◆ **Set task**
Look through the material below. Copy every line with the string "components" in it.
=-=-=-=-=
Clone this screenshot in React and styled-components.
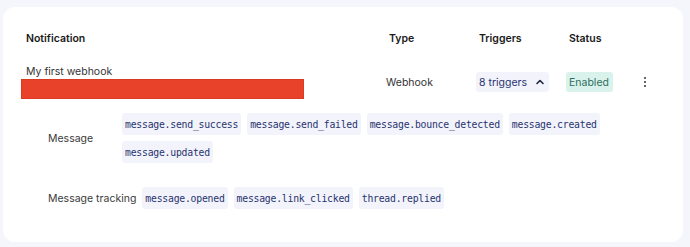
import React from 'react';
import styled, { createGlobalStyle } from 'styled-components';

const GlobalStyle = createGlobalStyle`
  html, body {
    margin: 0;
    padding: 0;
    background: #f5f6fb;
  }
  body {
    font-family: "Inter", "Noto Sans", sans-serif;
    color: #2e2e2e;
  }
`;

const Page = styled.div`
  width: 690px;
  height: 247px;
  padding: 7px 7px 5px 3px;
  box-sizing: border-box;
`;

const Card = styled.div`
  background: #ffffff;
  border-radius: 12px;
  height: 235px;
  box-sizing: border-box;
  padding: 24px 0 0 20px;
`;

const Row = styled.div`
  display: grid;
  grid-template-columns: 363px 90px 90px 70px 1fr;
  align-items: center;
`;

const HeadRow = styled(Row)`
  height: 14px;
  margin-bottom: 20px;
`;

const HeadCell = styled.div`
  font-size: 10.5px;
  font-weight: 600;
  color: #1a1a1a;
  padding-left: ${p => p.$pad || 0}px;
`;

const NameCell = styled.div`
  display: flex;
  flex-direction: column;
  padding-left: 3px;
`;

const Name = styled.div`
  font-size: 10.5px;
  color: #333;
  line-height: 14px;
`;

const Redacted = styled.div`
  margin-left: -5px;
  width: 283px;
  height: 20px;
  background: #e8432a;
  border: 1px solid #d83a22;
  box-sizing: border-box;
`;

const Text = styled.div`
  font-size: 10.5px;
  color: #333;
`;

const Pill = styled.div`
  display: inline-flex;
  align-items: center;
  gap: 8px;
  justify-self: start;
  height: 20px;
  padding: 0 4px 0 3px;
  border-radius: 3px;
  font-size: 10.5px;
  background: ${p => (p.$tone === 'green' ? '#d9f3ec' : '#f3f4fb')};
  color: ${p => (p.$tone === 'green' ? '#2e6e5f' : '#2a3370')};
`;

const Kebab = styled.div`
  padding-left: 7px;
  display: flex;
  align-items: center;
`;

const Groups = styled.div`
  display: flex;
  flex-direction: column;
  gap: 24px;
  margin-top: 14px;
  padding-left: 25px;
`;

const Group = styled.div`
  display: flex;
  align-items: center;
  gap: 6px;
`;

const GroupLabel = styled.div`
  min-width: 68px;
  font-size: 10.5px;
  color: #3a3a3a;
  white-space: nowrap;
`;

const Tags = styled.div`
  display: flex;
  flex-wrap: wrap;
  gap: 6px 6px;
  width: 490px;
`;

const Tag = styled.span`
  display: inline-flex;
  align-items: center;
  height: 22px;
  padding: 0 3px;
  border-radius: 3px;
  background: #f3f4fb;
  color: #28336f;
  font-family: "DejaVu Sans Mono", "Liberation Mono", monospace;
  font-size: 9.8px;
  letter-spacing: -0.24px;
`;

const groups = [
  {
    label: 'Message',
    tags: [
      'message.send_success',
      'message.send_failed',
      'message.bounce_detected',
      'message.created',
      'message.updated',
    ],
  },
  {
    label: 'Message tracking',
    tags: ['message.opened', 'message.link_clicked', 'thread.replied'],
  },
];

const ChevronUp = () => (
  <svg width="10" height="10" viewBox="0 0 10 10">
    <path d="M2 6.5 L5 3.5 L8 6.5" fill="none" stroke="#1f2540" strokeWidth="1.6" strokeLinecap="round" strokeLinejoin="round" />
  </svg>
);

const Dots = () => (
  <svg width="4" height="12" viewBox="0 0 4 12">
    <circle cx="2" cy="2" r="1.1" fill="#444" />
    <circle cx="2" cy="6" r="1.1" fill="#444" />
    <circle cx="2" cy="10" r="1.1" fill="#444" />
  </svg>
);

export default function App() {
  return (
    <Page>
      <GlobalStyle />
      <Card>
        <HeadRow>
          <HeadCell $pad={3}>Notification</HeadCell>
          <HeadCell $pad={3}>Type</HeadCell>
          <HeadCell $pad={3}>Triggers</HeadCell>
          <HeadCell $pad={3}>Status</HeadCell>
          <div />
        </HeadRow>
        <Row>
          <NameCell>
            <Name>My first webhook</Name>
            <Redacted />
          </NameCell>
          <Text>Webhook</Text>
          <Pill>
            8 triggers
            <ChevronUp />
          </Pill>
          <Pill $tone="green">Enabled</Pill>
          <Kebab>
            <Dots />
          </Kebab>
        </Row>
        <Groups>
          {groups.map(g => (
            <Group key={g.label}>
              <GroupLabel>{g.label}</GroupLabel>
              <Tags>
                {g.tags.map(t => (
                  <Tag key={t}>{t}</Tag>
                ))}
              </Tags>
            </Group>
          ))}
        </Groups>
      </Card>
    </Page>
  );
}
=-=-=-=-=
◆ **Output of the task**
Clone this screenshot in React and styled-components.
import styled, { createGlobalStyle } from 'styled-components';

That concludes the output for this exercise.